Other Narus global customers include the national telecommunications authorities in Pakistan and Saudi Arabia — two countries that regularly register alongside Egypt near the bottom of Human Rights Watch’s world report.

“Anything that comes through (an Internet protocol network), we can record,” Steve Bannerman, Narus’ marketing vice president, once boasted to Wired. “We can reconstruct all of their emails along with attachments, see what webpages they clicked on; we can reconstruct their (Voice Over Internet Protocol) calls.”

Other North American and European companies are selling DPI to enable their business customers “to see, manage and monetize individual flows to individual subscribers.”

But regimes in Burma, China and Iran have sought out this “internet-enhancing” technology for more brutal purposes.

In addition to Narus, there are a number of companies, including many others in the United States, that produce and traffic in similar spying and control technology.

This list of DPI providers includes Cisco (U.S.), Procera Networks (U.S.), Allot (Israel), Ixia (U.S.), AdvancedIO (Canada) and Sandvine (Canada), among others.

These companies typically partner with ISPs to insert DPI along the main arteries of the web. All online traffic in and out of Iran, for example, travels through one portal — the Telecommunications Company of Iran — which facilitates the use of DPI.

When commercial network operators use DPI, the privacy of internet users is compromised. But in government hands, the use of DPI can crush dissent and lead to human-rights violations.

Rare bipartisan consensus

Both Republicans and Democrats seem to agree on this problem.

“Internet censorship is a real challenge, and not one any particular industry — much less any single company — can tackle on its own, ” Rep. Mary Bono Mack wrote in a 2009 letter to Rep. Henry Waxman, then chair of the House Commerce Committee. “Efforts to promote freedom of expression and to limit the impact of censorship require both private and public-sector engagement.”

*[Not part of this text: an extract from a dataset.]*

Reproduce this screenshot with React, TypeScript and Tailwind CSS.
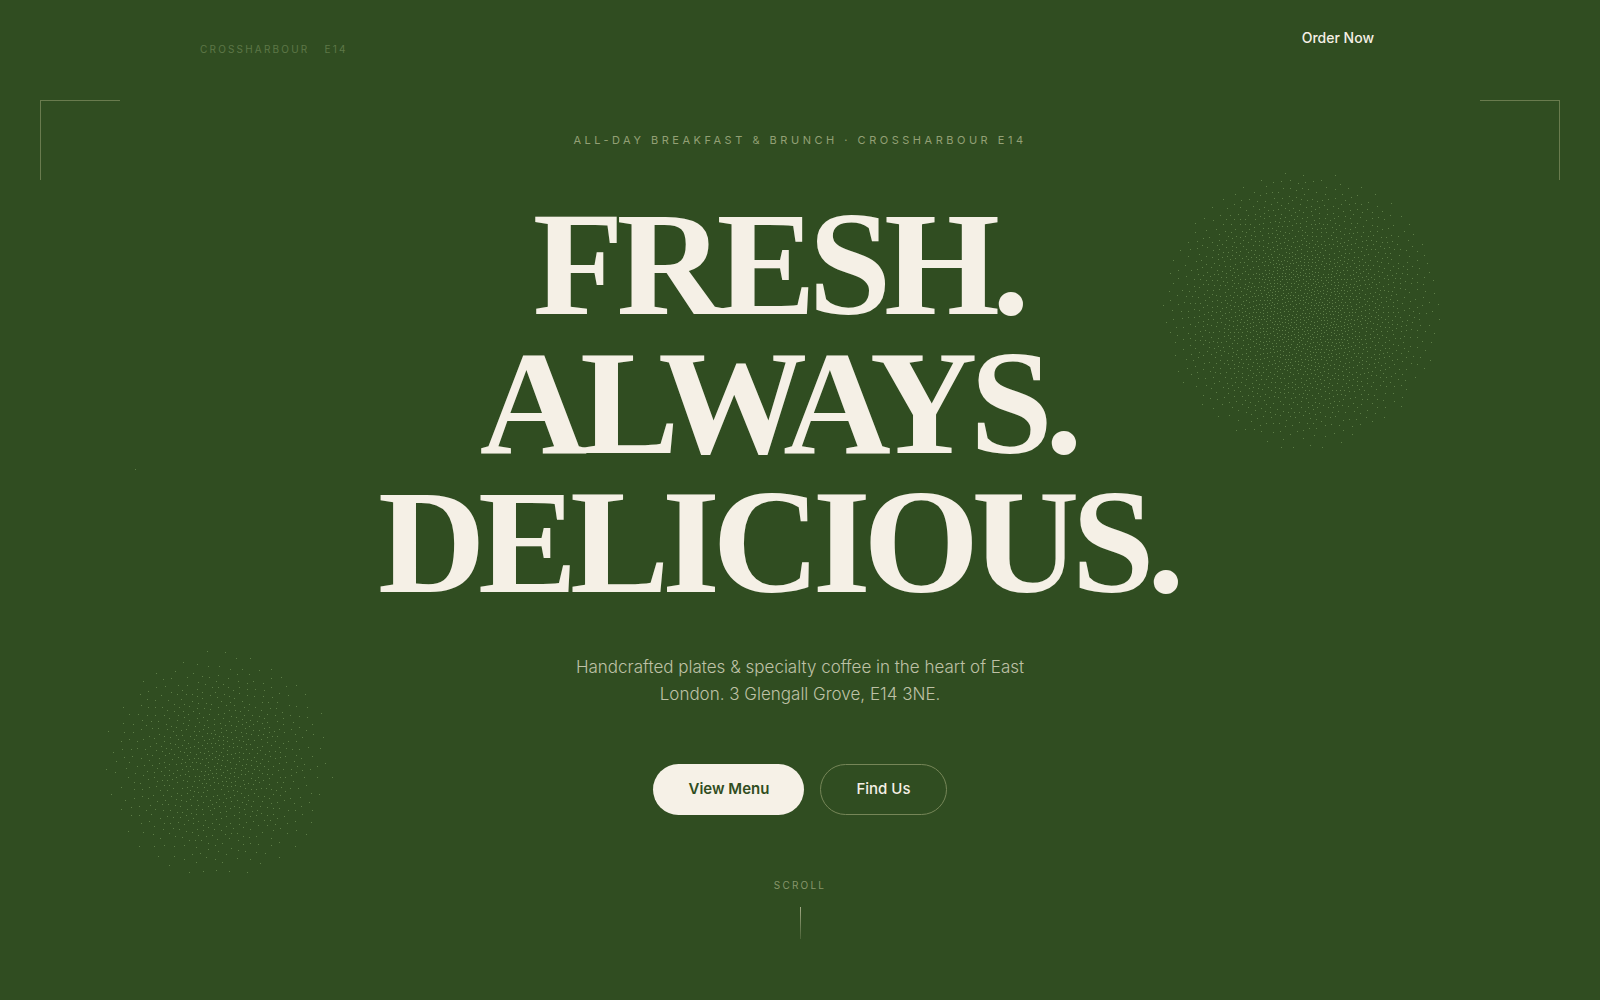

Earlier this week, Secretary of State Hillary Clinton urged Egypt’s government “not to prevent peaceful protests or block communications, including on social media.”

Bono Mack’s letter and Clinton’s statement echo Free Press Action Fund’s call for a congressional inquiry into the issue.

But this is just a start. Before DPI becomes more widely deployed around the world and at home, Congress ought to establish clear criteria for authorizing the use of such surveillance technologies.

The power to control the internet and the resulting harm to democracy are so disturbing that the threshold for using DPI must be very high. Today we’re seeing the grave dangers of this technology unfold in real time on the streets of Cairo.

Much has happened in the weeks since this post was first published:

  • I appeared on Al Jazeera English . They sent a reporter to the Narus offices only to be turned away at the door. Apparently Narus believes that this issue will go away by simply ignoring the many media inquiries. (Reporters from the San Francisco Chronicle and the Seattle Times have told me that Narus has refused to respond to their inquiries as well.)

  • This article in the Feb. 6 Daily Mail indicates that the Egyptian state police is tracking activist Twitter and Facebook accounts.

  • Gordon Crovitz wrote in the Wall Street Journal that “Western telecommunications companies were instrumental in closing off the internet in the country almost entirely,” forced to abide by Egyptian telecom law that “gives the country access to networks during a state of emergency.”

  • Members of Congress and other government officials became increasingly alarmed following my reporting on Narus and Egyptian surveillance technology. In March 2011, during a House Foreign Affairs Committee hearing, Reps. Chris Smith (R–New Jersey) and Bill Keating (D–Massachusetts) grilled Deputy Secretary of State James Steinberg on the sale of this internet-spying technology to an Egyptian internet provider controlled by the Mubarak regime. Rep. Smith cited my reporting and demanded an explanation from the State Department.